The 10-year auction yield was lower than the rate of 2.635 percent projected by a Bloomberg News survey of eight of the Fed’s 21 primary dealers, companies obligated to submit bids at the debt sales.

Today’s Auction

The 30-year bonds being sold today yielded 3.64 percent in pre-auction trading, compared with 3.66 percent at a previous auction of similar-maturity debt on July 11. That was the highest in almost two years. Investors bid for 2.26 times the amount of debt offered last month, the least since August 2011.

Mizuho Asset Management Co. and Fukoku Mutual Life Insurance Co. are both optimistic on Treasuries.

A reduction in the Fed’s $85 billion in monthly debt purchases, known as quantitative easing, will end up supporting U.S. government securities, according to Mizuho Asset Management, which is part of Japan’s third-biggest bank as measured by market value.

“The liquidity provided by the Fed mainly went to high-risk assets,” said Yusuke Ito, who helps oversee the equivalent of $33.1 billion for the company in Tokyo. “I want QE tapering to start soon because liquidity will go to safer assets like Treasuries.”

Fed Chairman Ben S. Bernanke said on June 19 that the U.S. central bank may start to reduce bond purchases this year and end them entirely in 2014 if economic growth is in line with central-bank projections.

Jobless Claims

Claims for jobless benefits rose from the lowest level in more than five years last week, according to a Bloomberg News survey before today’s Labor Department report. Applications for unemployment insurance payments increased to 335,000 from 326,000 in the previous week, economists predict.

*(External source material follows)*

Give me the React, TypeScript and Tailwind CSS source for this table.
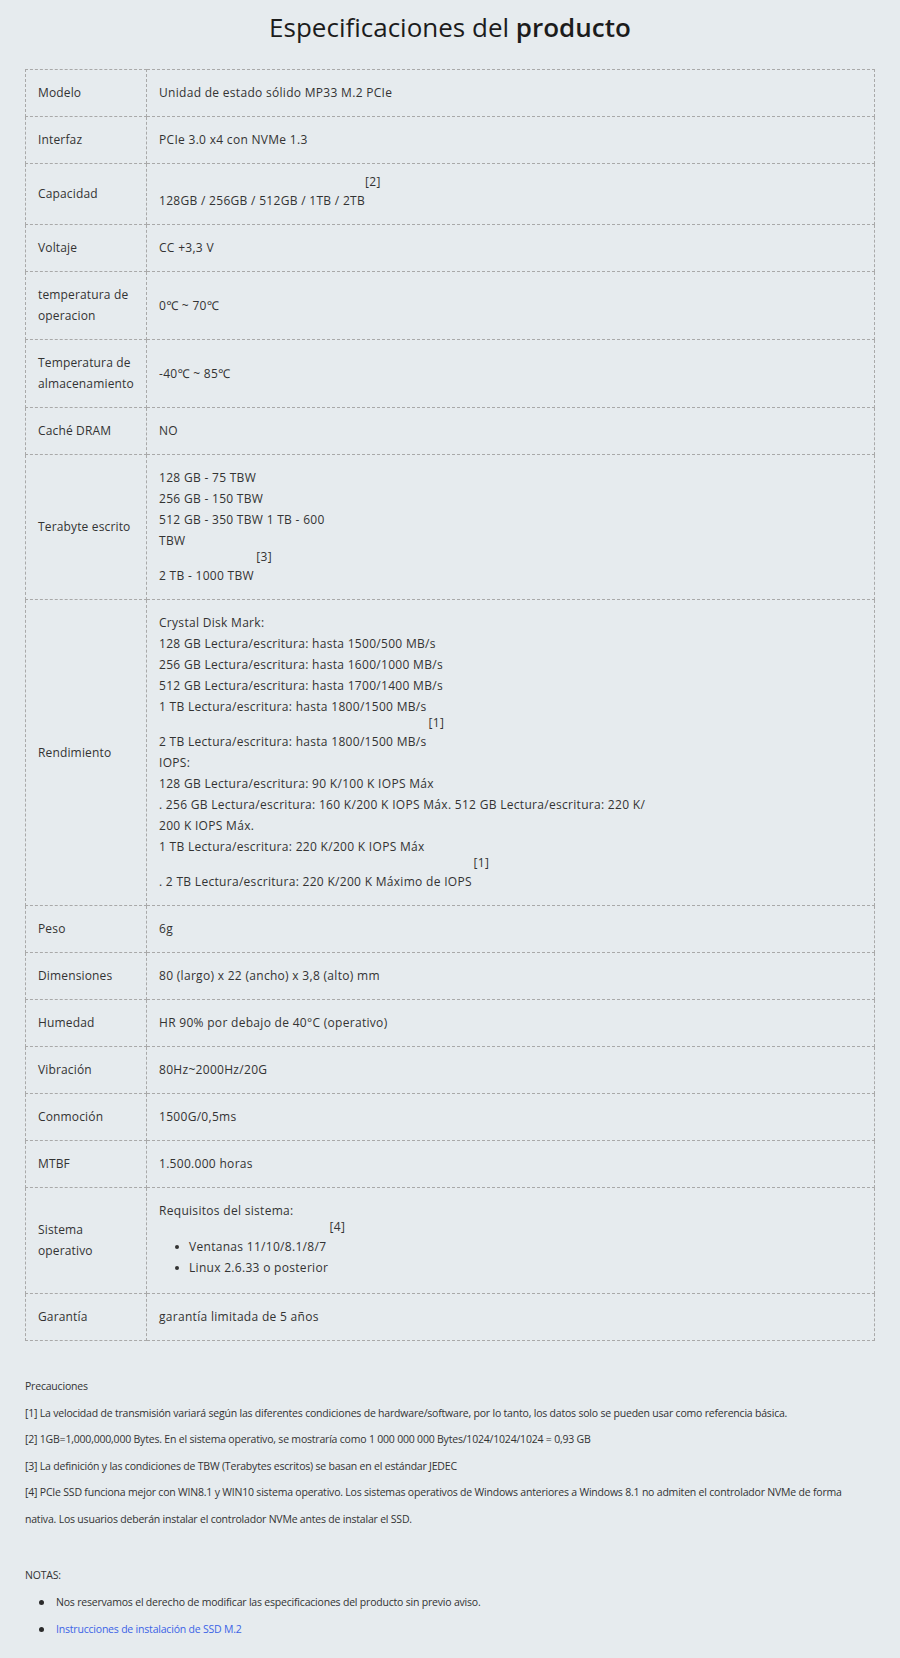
import React from "react";

const SupUp = ({ children }: { children: React.ReactNode }) => (
  <span className="text-[12px] leading-[12px] align-[19px]">{children}</span>
);

const SupDown = ({ children, cls }: { children: React.ReactNode; cls: string }) => (
  <span className={`text-[12px] leading-[16px] align-[-16px] ${cls}`}>{children}</span>
);

const L = ({ children }: { children: React.ReactNode }) => (
  <div className="leading-[21px] whitespace-nowrap">{children}</div>
);

type Row = { label: React.ReactNode; value: React.ReactNode };

const rows: Row[] = [
  { label: "Modelo", value: <L>Unidad de estado sólido MP33 M.2 PCIe</L> },
  { label: "Interfaz", value: <L>PCIe 3.0 x4 con NVMe 1.3</L> },
  {
    label: "Capacidad",
    value: (
      <L>
        128GB / 256GB / 512GB / 1TB / 2TB
        <SupUp>[2]</SupUp>
      </L>
    ),
  },
  { label: "Voltaje", value: <L>CC +3,3 V</L> },
  {
    label: (
      <>
        temperatura de
        <br />
        operacion
      </>
    ),
    value: <L>0℃ ~ 70℃</L>,
  },
  {
    label: (
      <>
        Temperatura de
        <br />
        almacenamiento
      </>
    ),
    value: <L>-40℃ ~ 85℃</L>,
  },
  { label: "Caché DRAM", value: <L>NO</L> },
  {
    label: "Terabyte escrito",
    value: (
      <>
        <L>128 GB - 75 TBW</L>
        <L>256 GB - 150 TBW</L>
        <L>512 GB - 350 TBW 1 TB - 600</L>
        <L>
          TBW<SupDown cls="ml-[71px]">[3]</SupDown>
        </L>
        <L>2 TB - 1000 TBW</L>
      </>
    ),
  },
  {
    label: "Rendimiento",
    value: (
      <>
        <L>Crystal Disk Mark:</L>
        <L>128 GB Lectura/escritura: hasta 1500/500 MB/s</L>
        <L>256 GB Lectura/escritura: hasta 1600/1000 MB/s</L>
        <L>512 GB Lectura/escritura: hasta 1700/1400 MB/s</L>
        <L>
          1 TB Lectura/escritura: hasta 1800/1500 MB/s
          <SupDown cls="ml-[2px]">[1]</SupDown>
        </L>
        <L>2 TB Lectura/escritura: hasta 1800/1500 MB/s</L>
        <L>IOPS:</L>
        <L>128 GB Lectura/escritura: 90 K/100 K IOPS Máx</L>
        <L>. 256 GB Lectura/escritura: 160 K/200 K IOPS Máx. 512 GB Lectura/escritura: 220 K/</L>
        <L>200 K IOPS Máx.</L>
        <L>
          1 TB Lectura/escritura: 220 K/200 K IOPS Máx
          <SupDown cls="ml-[49px]">[1]</SupDown>
        </L>
        <L>. 2 TB Lectura/escritura: 220 K/200 K Máximo de IOPS</L>
      </>
    ),
  },
  { label: "Peso", value: <L>6g</L> },
  { label: "Dimensiones", value: <L>80 (largo) x 22 (ancho) x 3,8 (alto) mm</L> },
  { label: "Humedad", value: <L>HR 90% por debajo de 40°C (operativo)</L> },
  { label: "Vibración", value: <L>80Hz~2000Hz/20G</L> },
  { label: "Conmoción", value: <L>1500G/0,5ms</L> },
  { label: "MTBF", value: <L>1.500.000 horas</L> },
  {
    label: (
      <>
        Sistema
        <br />
        operativo
      </>
    ),
    value: (
      <>
        <L>
          Requisitos del sistema:
          <SupDown cls="ml-[36px]">[4]</SupDown>
        </L>
        <ul className="mt-[1px] mb-[2px]">
          {["Ventanas 11/10/8.1/8/7", "Linux 2.6.33 o posterior"].map((t) => (
            <li key={t} className="flex items-center leading-[21px]">
              <span className="ml-[16px] h-[4px] w-[4px] rounded-full bg-[#333]" />
              <span className="ml-[10px]">{t}</span>
            </li>
          ))}
        </ul>
      </>
    ),
  },
  { label: "Garantía", value: <L>garantía limitada de 5 años</L> },
];

export default function App() {
  return (
    <div className="min-h-[1658px] bg-[#e6ebee] px-[25px] pt-[9px] pb-[40px] font-['Open_Sans','Noto_Sans',sans-serif] text-[#333]">
      <h1 className="text-center text-[26px] leading-[36px] text-[#1c1c1c] font-normal">
        Especificaciones del <span className="font-semibold">producto</span>
      </h1>

      <table className="mt-[24px] w-full table-fixed border-collapse text-[12px]">
        <colgroup>
          <col className="w-[121px]" />
          <col />
        </colgroup>
        <tbody>
          {rows.map((r, i) => (
            <tr key={i}>
              <td className="border border-dashed border-[#a9a9a9] px-3 pt-3 pb-[13px] align-middle leading-[21px] whitespace-nowrap tracking-[0.15px] text-[#333]">
                {r.label}
              </td>
              <td className="border border-dashed border-[#a9a9a9] px-3 pt-3 pb-[13px] align-middle tracking-[0.3px] text-[#333]">
                {r.value}
              </td>
            </tr>
          ))}
        </tbody>
      </table>

      <div className="mt-[32px] text-[10.5px] leading-[26.5px] tracking-[-0.2px] text-[#333]">
        <p>Precauciones</p>
        <p className="whitespace-nowrap">
          [1] La velocidad de transmisión variará según las diferentes condiciones de hardware/software, por lo tanto, los datos solo se pueden usar como referencia básica.
        </p>
        <p className="whitespace-nowrap">
          [2] 1GB=1,000,000,000 Bytes. En el sistema operativo, se mostraría como 1 000 000 000 Bytes/1024/1024/1024 = 0,93 GB
        </p>
        <p className="whitespace-nowrap">
          [3] La definición y las condiciones de TBW (Terabytes escritos) se basan en el estándar JEDEC
        </p>
        <p className="whitespace-nowrap">
          [4] PCIe SSD funciona mejor con WIN8.1 y WIN10 sistema operativo. Los sistemas operativos de Windows anteriores a Windows 8.1 no admiten el controlador NVMe de forma
          <br />
          nativa. Los usuarios deberán instalar el controlador NVMe antes de instalar el SSD.
        </p>

        <p className="mt-[30px] leading-[27px]">NOTAS:</p>
        <ul className="leading-[27px]">
          <li className="flex items-center">
            <span className="ml-[14px] h-[5px] w-[5px] rounded-full bg-[#2b2b2b]" />
            <span className="ml-[12px]">Nos reservamos el derecho de modificar las especificaciones del producto sin previo aviso.</span>
          </li>
          <li className="flex items-center">
            <span className="ml-[14px] h-[5px] w-[5px] rounded-full bg-[#2b2b2b]" />
            <a className="ml-[12px] text-[#3b63e6]" href="#">
              Instrucciones de instalación de SSD M.2
            </a>
          </li>
        </ul>
      </div>
    </div>
  );
}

The increase in yields is making Treasuries more appealing, Yoshiyuki Suzuki, head of fixed income at Fukoku Mutual in Tokyo, said yesterday. The insurer has the equivalent of $58.5 billion in assets. The 10-year yield has climbed from a record-low 1.379 percent in July 2012.

Indirect bidders, the investor class that includes foreign central banks, purchased 46.3 percent of the 10-year notes sold yesterday, up from 38.6 percent on July 10. At an auction of three-year debt on Aug. 6, indirect bidders bought 41.4 percent, the most since August 2011.